Spider: No auto move of completed piles. Use old SunOS spider scoring on those.
Pyramid: A card covered by only its match can be removed.
Freecell: no autoplay to foundations, ever!
Plus intelligent play on right clicks and such.
Everywhere I look there’s always at least one thing “wrong” with these.
I am almost positive that I had an app like this on my previous Android phone. It was a preinstalled app on my Droid Razr M. It was location based, and you could tell it to do certain things automatically based on where you were. So I could save my home and work locations, and tell it to turn off wifi at work, so that it wasn’t running down my battery searching for wifi all day. Then when I got home, it would turn wifi back on.
I don’t see it on my current phone though, and don’t remember what it was called.
xkcd on apps vs. websites: xkcd: App
I found one app that did something like that, but there were still problems.
It determined location based on which cell sites it could contact, so it wasn’t very precise in determining when I was home.
I can change manually from sound to vibrate mode with one touch, but the app had four or five options and settings of notification modes, and none of them did quite what I wanted.
Yes… Per-app internet blocking is very different from per-connection NETWORK blocking, where (in addition to normal internet) Bluetooth, GPS, and NF transmissions are all intercepted and can be individually blocked.

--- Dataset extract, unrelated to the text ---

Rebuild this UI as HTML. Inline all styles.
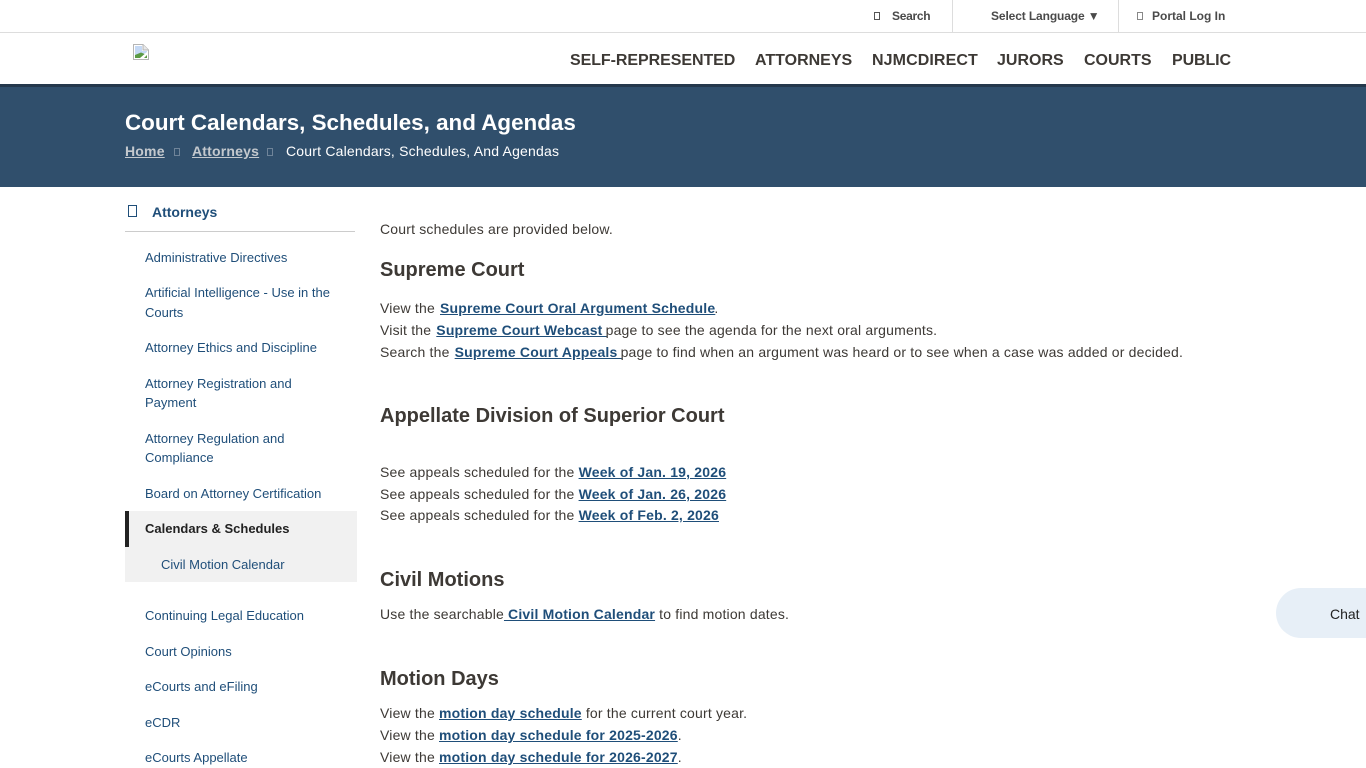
<!DOCTYPE html>
<html lang="en">
<head>
<meta charset="utf-8">
<title>Court Calendars, Schedules, and Agendas</title>
<style>
html,body{margin:0;padding:0;width:1366px;height:768px;overflow:hidden;background:#fff}
body{font-family:"Liberation Sans",Arial,sans-serif;color:#3d3935;position:relative}
.a{position:absolute;white-space:nowrap}
.box{position:absolute;box-sizing:border-box;border:1px solid #555}
.top{font-size:12px;font-weight:700;color:#4a4a4a;line-height:16px;letter-spacing:0}
.nav{font-size:16px;font-weight:700;color:#3d3935;line-height:20px;top:51px}
.side{font-size:13px;color:#1f4e79;line-height:20px;left:145px}
.p{font-size:14px;line-height:20px;left:380px;color:#3d3935;letter-spacing:.185px}
.p a{color:#1f4e79;font-weight:700;text-decoration:underline}
.s{margin-left:1px;margin-right:-1px}
.h{font-size:20px;font-weight:700;line-height:26px;left:380px;color:#3d3935;letter-spacing:0}
</style>
</head>
<body>
<div class="a" style="left:0;top:32px;width:1366px;height:1px;background:#ddd"></div>
<div class="a" style="left:952px;top:0;width:1px;height:32px;background:#ddd"></div>
<div class="a" style="left:1118px;top:0;width:1px;height:32px;background:#ddd"></div>
<div class="box" style="left:874px;top:12px;width:6px;height:8px"></div>
<div class="a top" style="left:892px;top:8px;letter-spacing:-.3px">Search</div>
<div class="a top" style="left:991px;top:8px;letter-spacing:-.12px">Select Language ▼</div>
<div class="box" style="left:1137px;top:12px;width:6px;height:8px;border-color:#888"></div>
<div class="a top" style="left:1152px;top:8px">Portal Log In</div>

<svg class="a" style="left:133px;top:44px" width="16" height="16" viewBox="0 0 16 16">
<path d="M.5.5H10L15.5 6V15.5H.5Z" fill="#fff" stroke="#b5b5b5"/>
<path d="M10 .5V6H15.5" fill="#e8e8e8" stroke="#b5b5b5"/>
<path d="M2 2H9V7H14V9L2 11Z" fill="#c5d9f5"/>
<path d="M2 14V11L8 8.5L14 11V14Z" fill="#5a9a45"/>
<path d="M7 14L14 8V11L11 14Z" fill="#fff"/>
</svg>

<div class="a nav" style="left:570px;letter-spacing:-.06px">SELF-REPRESENTED</div>
<div class="a nav" style="left:755px">ATTORNEYS</div>
<div class="a nav" style="left:872px;letter-spacing:.1px">NJMCDIRECT</div>
<div class="a nav" style="left:997px">JURORS</div>
<div class="a nav" style="left:1084px">COURTS</div>
<div class="a nav" style="left:1172px;letter-spacing:-.1px">PUBLIC</div>

<div class="a" style="left:0;top:84px;width:1366px;height:103px;background:#304f6c"></div>
<div class="a" style="left:0;top:84px;width:1366px;height:3px;background:#24384c"></div>
<div class="a" style="left:125px;top:109px;font-size:22.4px;font-weight:700;line-height:28px;color:#fff">Court Calendars, Schedules, and Agendas</div>
<div class="a" style="left:125px;top:141px;font-size:14px;font-weight:700;line-height:20px;color:#c4c9ce;text-decoration:underline;letter-spacing:.2px">Home</div>
<div class="box" style="left:174px;top:148px;width:6px;height:8px;border-color:#6f8499"></div>
<div class="a" style="left:192px;top:141px;font-size:14px;font-weight:700;line-height:20px;color:#c4c9ce;text-decoration:underline;letter-spacing:.2px">Attorneys</div>
<div class="box" style="left:267px;top:148px;width:6px;height:8px;border-color:#6f8499"></div>
<div class="a" style="left:286px;top:141px;font-size:14px;line-height:20px;color:#fff;letter-spacing:.2px">Court Calendars, Schedules, And Agendas</div>

<div class="box" style="left:128px;top:205px;width:9px;height:12px;border-color:#1f4e79"></div>
<div class="a" style="left:152px;top:202px;font-size:14px;font-weight:700;line-height:20px;color:#1f4e79">Attorneys</div>
<div class="a" style="left:125px;top:231px;width:230px;height:1px;background:#ccc"></div>

<div class="a side" style="top:248px">Administrative Directives</div>
<div class="a side" style="top:283px">Artificial Intelligence - Use in the</div>
<div class="a side" style="top:303px">Courts</div>
<div class="a side" style="top:338px">Attorney Ethics and Discipline</div>
<div class="a side" style="top:374px">Attorney Registration and</div>
<div class="a side" style="top:393px">Payment</div>
<div class="a side" style="top:429px">Attorney Regulation and</div>
<div class="a side" style="top:448px">Compliance</div>
<div class="a side" style="top:484px">Board on Attorney Certification</div>

<div class="a" style="left:125px;top:511px;width:232px;height:71px;background:#f1f1f1"></div>
<div class="a" style="left:125px;top:511px;width:4px;height:36px;background:#222"></div>
<div class="a side" style="top:519px;font-weight:700;color:#222">Calendars &amp; Schedules</div>
<div class="a side" style="top:555px;left:161px">Civil Motion Calendar</div>

<div class="a side" style="top:606px">Continuing Legal Education</div>
<div class="a side" style="top:642px">Court Opinions</div>
<div class="a side" style="top:677px">eCourts and eFiling</div>
<div class="a side" style="top:713px">eCDR</div>
<div class="a side" style="top:748px">eCourts Appellate</div>

<div class="a p" style="top:219px">Court schedules are provided below.</div>
<div class="a h" style="top:257px">Supreme Court</div>
<div class="a p" style="top:298px">View the <a class="s"> Supreme Court Oral Argument Schedule</a>.</div>
<div class="a p" style="top:320px">Visit the <a class="s">Supreme Court Webcast </a>page to see the agenda for the next oral arguments.</div>
<div class="a p" style="top:342px">Search the <a class="s">Supreme Court Appeals </a>page to find when an argument was heard or to see when a case was added or decided.</div>

<div class="a h" style="top:403px">Appellate Division of Superior Court</div>
<div class="a p" style="top:462px">See appeals scheduled for the <a>Week of Jan. 19, 2026</a></div>
<div class="a p" style="top:484px">See appeals scheduled for the <a>Week of Jan. 26, 2026</a></div>
<div class="a p" style="top:505px">See appeals scheduled for the <a>Week of Feb. 2, 2026</a></div>

<div class="a h" style="top:567px">Civil Motions</div>
<div class="a p" style="top:604px">Use the searchable<a> Civil Motion Calendar</a> to find motion dates.</div>

<div class="a h" style="top:666px">Motion Days</div>
<div class="a p" style="top:703px">View the <a>motion day schedule</a> for the current court year.</div>
<div class="a p" style="top:725px">View the <a>motion day schedule for 2025-2026</a>.</div>
<div class="a p" style="top:747px">View the <a>motion day schedule for 2026-2027</a>.</div>

<div class="a" style="left:1276px;top:588px;width:120px;height:50px;border-radius:25px;background:#e7eff7"></div>
<div class="a" style="left:1330px;top:604px;font-size:14px;line-height:20px;color:#222">Chat</div>
</body>
</html>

Again, Tasker is what you guys want. You can do it by wifi proximity (including with time-of-day fences, I have “if you see my work network and it’s between 7AM and 6PM, do X,Y, and Z”), by cell-phone tower, by GPS location, and more.
And that’s just 5% of what it can do, it is fantastically extensible just with the out of box GUI options, and if you can program, even more so.
It is fairly expensive for an app (I think I spent $8 on it back in the day), but it’s one of the few apps that’s actually worth it, because it’s just so amazingly versatile.
Tasker is indeed great, if you want to do some of the many things it makes possible. I did buy it, unfortunately found I wasn’t using it much so haven’t had it around lately.